Grow a Tree from Human Remains With This Internet Connected Urn
The ultimate IOT urn for the environmentally conscious city dweller.
Image: Bios Incube
Burial practices wreak havoc on the environment. Embalming fluid contains formaldehyde, a known carcinogen. Metal caskets don't biodegrade, and concrete vaults require natural resources for manufacturing. Then there are those those pesky herbicides used to keep cemetery lawns looking nice. Suffice it to say, we're in need of better options.
Fortunately, green burials are on the rise. One option is planting a tree using your loved ones' remains. But what if you don't have access to garden space? And what if you're terrified of killing the plant, a connection or a tribute to your loved one?
Bios Urn, which is also known for its biodegradable urn, has created what co-founder and CEO Roger Moliné calls "a smart flower pot" to house your loved one's ashes. The Bios Incube, which plants a small tree, is made from recycled material, and designed with the urban dweller in mind.

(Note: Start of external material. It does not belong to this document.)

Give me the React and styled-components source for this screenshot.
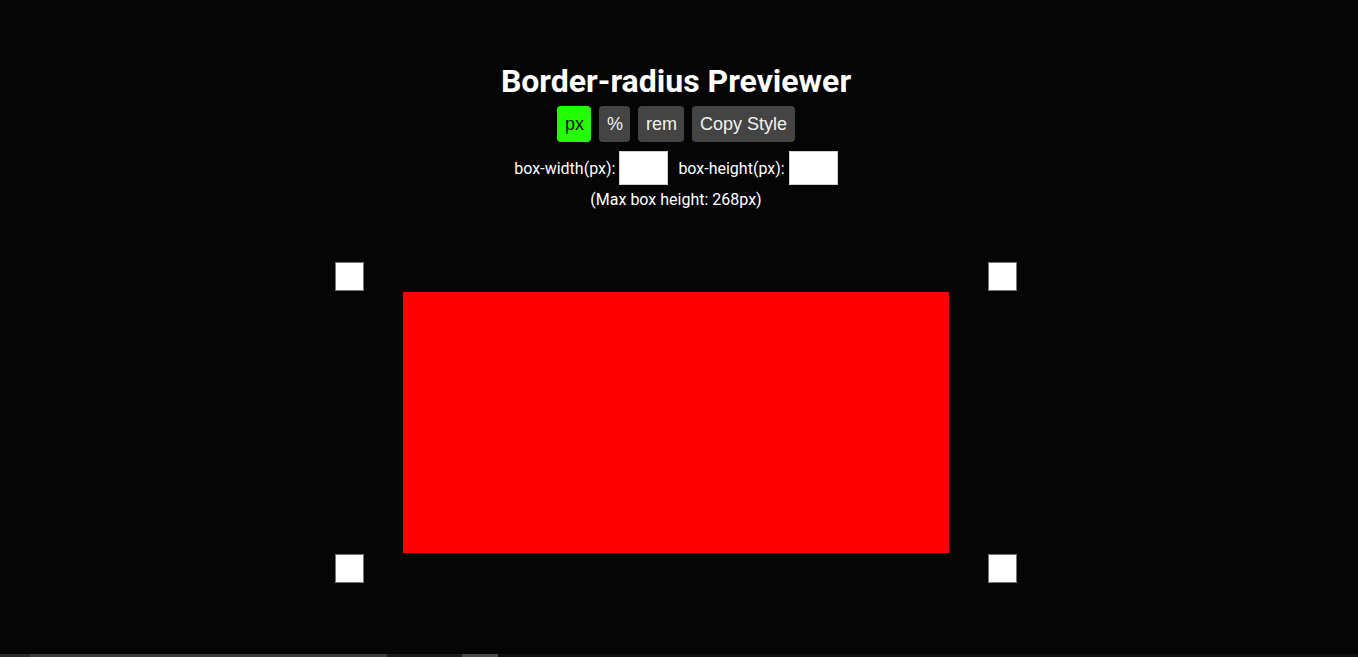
import React, { useState } from 'react'
import styled, { createGlobalStyle } from 'styled-components'

const GlobalStyle = createGlobalStyle`
  html, body {
    margin: 0;
    padding: 0;
    background: #050505;
  }
  body {
    font-family: Roboto, 'Liberation Sans', sans-serif;
    color: #fff;
    overflow: hidden;
  }
`

const Page = styled.div`
  height: 657px;
  display: flex;
  flex-direction: column;
  align-items: center;
  padding: 63px 6px 0 0;
  box-sizing: border-box;
  position: relative;
`

const Title = styled.h1`
  margin: 0;
  font-size: 32px;
  line-height: 37px;
  font-weight: 700;
`

const Toolbar = styled.div`
  display: flex;
  gap: 8px;
  margin-top: 6px;
`

const UnitButton = styled.button`
  height: 36px;
  padding: 0 7.5px;
  border: none;
  border-radius: 4px;
  font-family: 'Liberation Sans', Arial, sans-serif;
  font-size: 18px;
  background: ${(p) => (p.$active ? '#22ff00' : '#444444')};
  color: ${(p) => (p.$active ? '#111' : '#f2f2f2')};
  cursor: pointer;
`

const SizeRow = styled.div`
  display: flex;
  align-items: center;
  margin-top: 9px;
  font-size: 16px;
  gap: 10px;
`

const SizeField = styled.label`
  display: flex;
  align-items: center;
  gap: 4px;
`

const SizeInput = styled.input`
  width: 49px;
  height: 34px;
  box-sizing: border-box;
  border: 1px solid #d0d0d0;
  background: #fff;
  padding: 0;
`

const MaxNote = styled.p`
  margin: 5px 0 0;
  font-size: 16px;
  line-height: 19px;
`

const Preview = styled.div`
  margin-top: 53px;
  display: grid;
  grid-template-columns: 29px 546px 29px;
  grid-template-rows: 30px 262px 29px;
  column-gap: 39px;
`

const Corner = styled.input`
  width: 29px;
  height: 29px;
  box-sizing: border-box;
  border: 1px solid #767676;
  background: #fff;
  padding: 0;
  grid-column: ${(p) => p.$col};
  grid-row: ${(p) => p.$row};
`

const Box = styled.div`
  grid-column: 2;
  grid-row: 2;
  width: 546px;
  height: 261px;
  background: #ff0000;
`

const BottomStrip = styled.div`
  position: absolute;
  left: 0;
  right: 0;
  bottom: 0;
  height: 3px;
  display: flex;
`

const Segment = styled.div`
  width: ${(p) => p.$w};
  flex: ${(p) => (p.$w ? 'none' : 1)};
  background: ${(p) => p.$c};
`

export default function App() {
  const [unit, setUnit] = useState('px')

  return (
    <>
      <GlobalStyle />
      <Page>
        <Title>Border-radius Previewer</Title>
        <Toolbar>
          {['px', '%', 'rem'].map((u) => (
            <UnitButton key={u} $active={unit === u} onClick={() => setUnit(u)}>
              {u}
            </UnitButton>
          ))}
          <UnitButton>Copy Style</UnitButton>
        </Toolbar>
        <SizeRow>
          <SizeField>
            box-width(px): <SizeInput type='text' />
          </SizeField>
          <SizeField>
            box-height(px): <SizeInput type='text' />
          </SizeField>
        </SizeRow>
        <MaxNote>(Max box height: 268px)</MaxNote>
        <Preview>
          <Corner $col={1} $row={1} />
          <Corner $col={3} $row={1} />
          <Box />
          <Corner $col={1} $row={3} />
          <Corner $col={3} $row={3} />
        </Preview>
        <BottomStrip>
          <Segment $w='30px' $c='#2a2a2a' />
          <Segment $w='357px' $c='#3c3c3c' />
          <Segment $w='75px' $c='#1c1c1c' />
          <Segment $w='36px' $c='#4a4a4a' />
          <Segment $c='#141210' />
        </BottomStrip>
      </Page>
    </>
  )
}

To some people, this may sound creepy. But Moliné sees it as a solution. "Instead of leaving the remains of your loved ones in a cemetery, where maybe you'll go once or twice a year, you have the remains in your house—the place where you live, or where that person lived for his or her entire life," said Moliné.
The Incube, which features a sleek, minimalist design, and sits 30" high, is an internet-connected smart device. A sensor on top of the soil tracks light exposure, temperature, humidity, electrical conductivity, and moisture. It figures out how much water the plant needs, and waters itself. All of that data is transferred to your phone via the Bios Urn app.
"That's one of the beautiful things," said Elizabeth Rodriguez, 66, who pre-ordered the Incube for her recently deceased mother. "We travel and we can leave it there. You don't have to water it everyday. I thought it was just ideal."
When Rodriguez' father passed away ten years ago, it was a strenuous ordeal, she said. With family in Puerto Rico, Rodriguez, who lives in California, had to arrange for the remains to be sent abroad. She wanted to go a different route with her mother, and the Incube made sense because she doesn't have access to gardening space.
"It's not like I can go out in the backyard and plant it there, but I do have a patio front," she said. "But every time I go out of my house, I'll see it there."
At a price tag of $450, the Incube is more economical than traditional burial methods. Moliné and his brother Gerard, the other co-founder, hope that the more people use the product, the better the technology gets.
"If you're living in Oakland, we'll have data that shows over 300 Incubes working there," he said. "We can tell you the best type of tree, not just because the ecosystem, but because we're already using Incubes to grow those plants and they're working well there."
Rodriguez and her wife say that when they pass, they don't want to go the traditional route.
"We don't know where our daughter will be at that point and if she will be able to actually plant a tree [outside]," she said. "So she'll have to do an Incube."